Requirements:
Can you print the data exactly and leave out each image?

Given data:
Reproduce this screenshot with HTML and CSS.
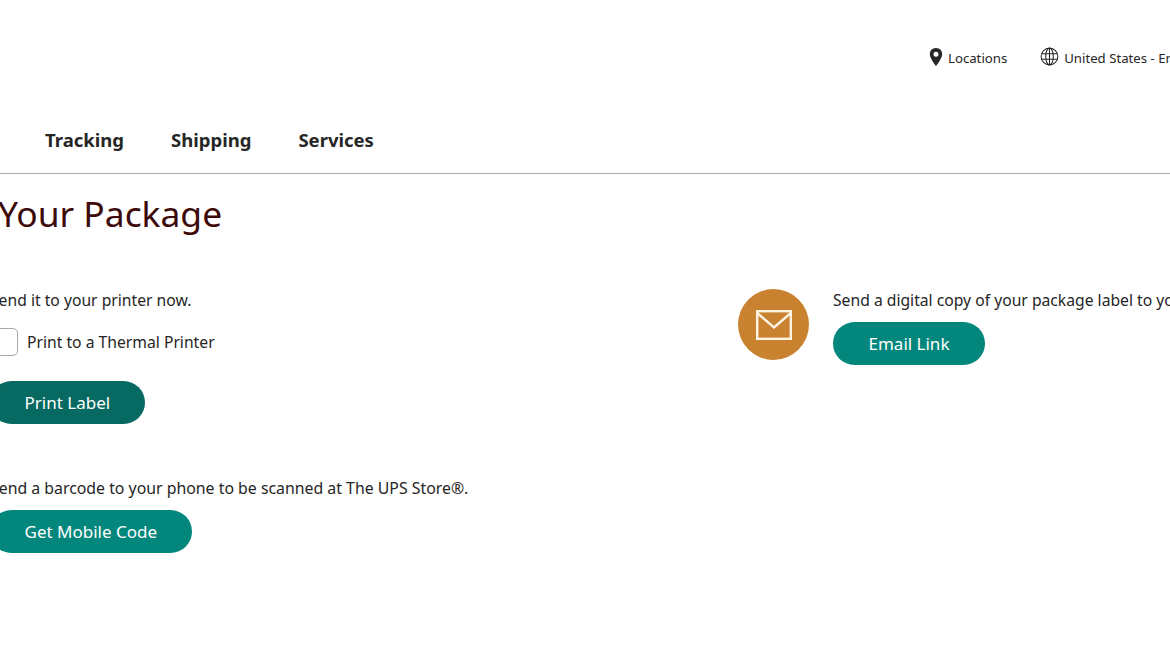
FILE: index.html
```html
<!DOCTYPE html>
<html lang="en">
<head>
  <meta charset="UTF-8" />
  <title>Your Package</title>
  <link rel="stylesheet" href="styles.css">
</head>
<body>
  <div class="page">
    <div class="utility">
      <a class="utility-link locations" href="#">
        <svg class="pin" viewBox="0 0 14 18" width="14" height="18"><path fill-rule="evenodd" d="M7 0C3.2 0 .8 2.8.8 6.2.8 10.4 7 18 7 18s6.2-7.6 6.2-11.8C13.200 2.800 10.800 0 7 0zm0 3.800a2.500 2.500 0 1 1 0 5 2.500 2.500 0 0 1 0-5z"/></svg>
        Locations
      </a>
      <a class="utility-link" href="#">
        <svg class="globe" viewBox="0 0 20 20" width="19" height="19"><g fill="none" stroke="#262626" stroke-width="1.100"><circle cx="10" cy="10" r="8.800"/><ellipse cx="10" cy="10" rx="4" ry="8.800"/><path d="M10 1.200v17.600M1.800 7h16.400M1.800 13h16.400"/></g></svg>
        United States - English
      </a>
    </div>

    <nav class="main-nav">
      <a href="#">Tracking</a>
      <a href="#">Shipping</a>
      <a href="#">Services</a>
    </nav>

    <main class="content">
      <h1>Your Package</h1>
      <div class="columns">
        <div class="col-left">
          <p>Send it to your printer now.</p>
          <label class="check-row"><span class="checkbox"></span>Print to a Thermal Printer</label>
          <a class="btn btn-dark" href="#">Print Label</a>
          <p class="barcode-text">Send a barcode to your phone to be scanned at The UPS Store®.</p>
          <a class="btn" href="#">Get Mobile Code</a>
        </div>
        <div class="col-right">
          <div class="mail-circle">
            <svg viewBox="0 0 36 30" width="36" height="30"><g fill="none" stroke="#fdf3e3" stroke-width="2.400"><rect x="1.200" y="1.200" width="33.600" height="27.600"/><path d="M1.200 3l16.800 14.500L34.800 3"/></g></svg>
          </div>
          <div class="email-box">
            <p>Send a digital copy of your package label to your email address.</p>
            <a class="btn" href="#">Email Link</a>
          </div>
        </div>
      </div>
    </main>
  </div>
</body>
</html>
```

FILE: styles.css
```css
html, body {
  margin: 0;
  height: 100%;
  background: #fff;
}

body {
  font-family: "Noto Sans", "Open Sans", sans-serif;
  color: #262626;
  font-size: 15.700px;
}

a {
  color: inherit;
  text-decoration: none;
}

p {
  margin: 0;
}

.page {
  width: 1170px;
  height: 663px;
  overflow: hidden;
}

.utility {
  display: flex;
  align-items: center;
  height: 116px;
  padding-left: 929px;
  white-space: nowrap;
  box-sizing: border-box;
}

.utility-link {
  display: flex;
  align-items: center;
  gap: 5px;
  font-size: 13.200px;
}

.locations {
  margin-right: 33px;
}

.pin {
  fill: #262626;
  margin-top: -2px;
}

.globe {
  margin-top: -4px;
}

.main-nav {
  display: flex;
  gap: 47px;
  height: 57px;
  padding-left: 45px;
  border-bottom: 1px solid #aaa;
  font-size: 18.500px;
  font-weight: 700;
  line-height: 48px;
}

.content {
  margin-left: -10px;
}

h1 {
  margin: 13.500px 0 0 8px;
  font-size: 35.400px;
  font-weight: 400;
  line-height: 50px;
  color: #3d0a0a;
}

.columns {
  display: flex;
  margin-top: 51.500px;
}

.col-left {
  width: 748px;
  flex: none;
}

.col-right {
  display: flex;
  gap: 24px;
  white-space: nowrap;
}

.check-row {
  display: flex;
  align-items: center;
  gap: 9px;
  margin-top: 17px;
}

.checkbox {
  width: 26px;
  height: 26px;
  border: 1px solid #aaa;
  border-radius: 5px;
}

.btn {
  display: inline-block;
  height: 43px;
  padding: 0 34.500px;
  border-radius: 22px;
  background: #03877c;
  color: #fff;
  font-size: 17px;
  line-height: 43px;
}

.btn-dark {
  background: #066a62;
  margin-top: 25px;
}

.barcode-text {
  margin-top: 53px;
  margin-bottom: 11px;
  font-size: 15.850px;
}

.mail-circle {
  display: flex;
  align-items: center;
  justify-content: center;
  width: 71px;
  height: 71px;
  border-radius: 50%;
  background: #c9822f;
  flex: none;
}

.email-box .btn {
  margin-top: 11px;
  padding: 0 35.500px;
}
```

Reply:
Reproduce this screenshot with HTML and CSS.
FILE: index.html
```html
<!DOCTYPE html>
<html lang="en">
<head>
  <meta charset="UTF-8" />
  <title>Your Package</title>
  <link rel="stylesheet" href="styles.css">
</head>
<body>
  <div class="page">
    <div class="utility">
      <a class="utility-link locations" href="#">
        <svg class="pin" viewBox="0 0 14 18" width="14" height="18"><path fill-rule="evenodd" d="M7 0C3.2 0 .8 2.8.8 6.2.8 10.4 7 18 7 18s6.2-7.6 6.2-11.8C13.200 2.800 10.800 0 7 0zm0 3.800a2.500 2.500 0 1 1 0 5 2.500 2.500 0 0 1 0-5z"/></svg>
        Locations
      </a>
      <a class="utility-link" href="#">
        <svg class="globe" viewBox="0 0 20 20" width="19" height="19"><g fill="none" stroke="#262626" stroke-width="1.100"><circle cx="10" cy="10" r="8.800"/><ellipse cx="10" cy="10" rx="4" ry="8.800"/><path d="M10 1.200v17.600M1.800 7h16.400M1.800 13h16.400"/></g></svg>
        United States - English
      </a>
    </div>

    <nav class="main-nav">
      <a href="#">Tracking</a>
      <a href="#">Shipping</a>
      <a href="#">Services</a>
    </nav>

    <main class="content">
      <h1>Your Package</h1>
      <div class="columns">
        <div class="col-left">
          <p>Send it to your printer now.</p>
          <label class="check-row"><span class="checkbox"></span>Print to a Thermal Printer</label>
          <a class="btn btn-dark" href="#">Print Label</a>
          <p class="barcode-text">Send a barcode to your phone to be scanned at The UPS Store®.</p>
          <a class="btn" href="#">Get Mobile Code</a>
        </div>
        <div class="col-right">
          <div class="mail-circle">
            <svg viewBox="0 0 36 30" width="36" height="30"><g fill="none" stroke="#fdf3e3" stroke-width="2.400"><rect x="1.200" y="1.200" width="33.600" height="27.600"/><path d="M1.200 3l16.800 14.500L34.800 3"/></g></svg>
          </div>
          <div class="email-box">
            <p>Send a digital copy of your package label to your email address.</p>
            <a class="btn" href="#">Email Link</a>
          </div>
        </div>
      </div>
    </main>
  </div>
</body>
</html>
```

FILE: styles.css
```css
html, body {
  margin: 0;
  height: 100%;
  background: #fff;
}

body {
  font-family: "Noto Sans", "Open Sans", sans-serif;
  color: #262626;
  font-size: 15.700px;
}

a {
  color: inherit;
  text-decoration: none;
}

p {
  margin: 0;
}

.page {
  width: 1170px;
  height: 663px;
  overflow: hidden;
}

.utility {
  display: flex;
  align-items: center;
  height: 116px;
  padding-left: 929px;
  white-space: nowrap;
  box-sizing: border-box;
}

.utility-link {
  display: flex;
  align-items: center;
  gap: 5px;
  font-size: 13.200px;
}

.locations {
  margin-right: 33px;
}

.pin {
  fill: #262626;
  margin-top: -2px;
}

.globe {
  margin-top: -4px;
}

.main-nav {
  display: flex;
  gap: 47px;
  height: 57px;
  padding-left: 45px;
  border-bottom: 1px solid #aaa;
  font-size: 18.500px;
  font-weight: 700;
  line-height: 48px;
}

.content {
  margin-left: -10px;
}

h1 {
  margin: 13.500px 0 0 8px;
  font-size: 35.400px;
  font-weight: 400;
  line-height: 50px;
  color: #3d0a0a;
}

.columns {
  display: flex;
  margin-top: 51.500px;
}

.col-left {
  width: 748px;
  flex: none;
}

.col-right {
  display: flex;
  gap: 24px;
  white-space: nowrap;
}

.check-row {
  display: flex;
  align-items: center;
  gap: 9px;
  margin-top: 17px;
}

.checkbox {
  width: 26px;
  height: 26px;
  border: 1px solid #aaa;
  border-radius: 5px;
}

.btn {
  display: inline-block;
  height: 43px;
  padding: 0 34.500px;
  border-radius: 22px;
  background: #03877c;
  color: #fff;
  font-size: 17px;
  line-height: 43px;
}

.btn-dark {
  background: #066a62;
  margin-top: 25px;
}

.barcode-text {
  margin-top: 53px;
  margin-bottom: 11px;
  font-size: 15.850px;
}

.mail-circle {
  display: flex;
  align-items: center;
  justify-content: center;
  width: 71px;
  height: 71px;
  border-radius: 50%;
  background: #c9822f;
  flex: none;
}

.email-box .btn {
  margin-top: 11px;
  padding: 0 35.500px;
}
```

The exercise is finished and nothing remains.